The Morning Star’s not-so-secret support for Galloway

Submitted by AWL on 13 July, 2021 - 8:10 Author: Jim Denham
Galloway

The Morning Star appeared to welcome Labour’s victory (albeit a narrow one) in Batley and Spen: “Labour activists are breathing a sigh of relief... The result is a welcome sign that Tory advances across northern England are not unstoppable... it also shows the importance of locally rooted politics...”

I say “appeared to welcome” the result because those words come from an editorial published in the 3-4 July edition — two days after the result. Before then, there was nothing to indicate that the paper was supporting Labour and a lot to suggest that it didn’t.
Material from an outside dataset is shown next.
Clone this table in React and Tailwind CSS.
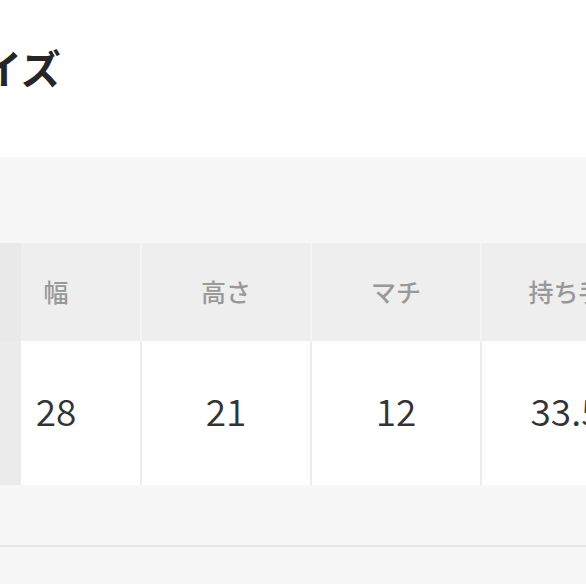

In fact, even that editorial went on to defend the only candidate that the paper had previously expressed any support for:

“[O]ver a fifth of the votes went to George Galloway standing for the Workers Party — whom Labour appears to have been at greater pains to delegitimise than they were the Tories. There were some very unpleasant incidents during the [campaign]...

“Whether any candidate is responsible is less clear... the dismissal of 8,000 mostly ex-Labour voters (and potentially a great many more in other parts of the country) as having backed ‘intimidation and hatred’ — though the term might fairly be applied to the Conservatives, it is clear that Labour is referring to Galloway — turns a deaf ear to the reasons it has lost these voters and implies their concerns are illegitimate.”

The unmistakable conclusion is that it might have been better if Galloway had succeeded in his avowed aim: to ensure Labour lost and — given that Galloway himself could not win — to hand victory to the Tories.

An article by one Beck Robertson in the 29 June edition was more explicit: “George Galloway’s campaign... shows left-wing politics can unify a diverse collective of working-class voters... As Galloway’s apparent progress demonstrates, by going grassroots, to voters in their communities — the left can build a movement.”

But it took the Morning Star regular and fanatical Brexiteer Nick Wright (formerly of the Stalinist Straight Left group that operated within both the CP and the Labour Party) to spell it out, in a paean to Galloway entitled “Galloway’s challenge to Labour won’t be going away quickly” (8 July). Wright — against all the evidence — blamed Labour for “an extensive dirty tricks campaign against Galloway” and stated: “Galloway owes the present Labour leadership nothing but contempt. In a constituency which registered a 60 per cent vote for Brexit his ceaseless criticism of Starmer’s politics was allied to the sympathetic hearing he deservedly won from British Muslims”. Wright conveniently ignored the many Muslims — women especially — who went on record objecting to Galloway’s cynical use of the “Muslim vote”).

The Morning Star, shamefully, had nothing to say about Galloway’s homophobic campaign (clearly aimed at Labour’s Kim Leadbeater, who is gay), including speaking at a “Freedom of Speech” event organised in the constituency by various extreme right wingers including Lawrence Fox, where Galloway explained he didn’t want primary school children taught “that there’s 99 genders, that men can become women.”

In the same speech, Galloway said he did not want children taught “how to masturbate” or “about anal sex” and “parents chest-feeding their children.”

In a leaflet aimed at the Muslim community, Galloway wrote that “I will demand parental involvement in the school curriculum. I don’t want my children to be taught in a moral vacuum” — a clear anti-LGBT dog-whistle.

The same leaflet, bizarrely, also described Keir Starmer as “the top supporter of Israel”. On the ground, Galloway’s supporters made a point of mentioning that Keir Starmer’s wife is Jewish.

This despicable Red-Brown figure used homophobia and antisemitism (sometimes dressed up as “support” for the Palestinian cause, but more often just anti-Israel sloganising) against Labour and the Labour candidate. Although he blustered about winning, Galloway knew that a big vote for him would give the constituency to the Tories, and gloried in that.

But you would never know any of that from the Morning Star, whose only mentions of Galloway during and after the campaign, have been supportive — because, at heart, the paper and the Communist Party of Britain, to a very large extent, agree with him.